The paper's answer: with a lightweight Policy module equipped with Bridge Attention, a 0.5B backbone is enough to beat OpenVLA-OFT (7B) on LIBERO. Original paper: arXiv:2509.09372 — Wang et al., 2025.

The core idea: Bridge Attention

Traditional VLA models use two ways to bridge VLM and action head:

Token-as-action (OpenVLA, VLA-0): Treat actions as special tokens, decode autoregressively. Slow because each token must be generated.
Feature-as-condition (π0, RDT, OpenVLA-OFT): Use VLM hidden states as condition for a diffusion/flow policy. Faster but still requires a big backbone.
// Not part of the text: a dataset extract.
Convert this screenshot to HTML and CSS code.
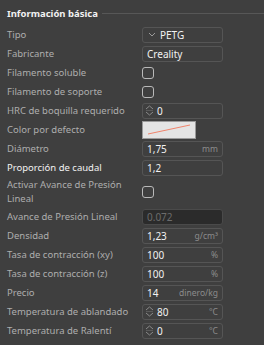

VLA-Adapter picks option 2 but adds three crucial improvements:

1. ActionQuery tokens — trainable queries

The authors append 64 learnable tokens (ActionQuery) to the VLM input, trained from scratch. These tokens behave like "questions" the policy module sends to the VLM: "What action does this scene call for?" The VLM answers by updating these tokens through self-attention layers.

2. Multi-layer feature injection

Instead of only grabbing the last-layer hidden state, VLA-Adapter injects features from multiple layers into the policy:

Raw features (vision + language) are taken from middle layers (less semantic bias than deep layers).
ActionQuery features are taken from deep layers (filtered through many attention layers).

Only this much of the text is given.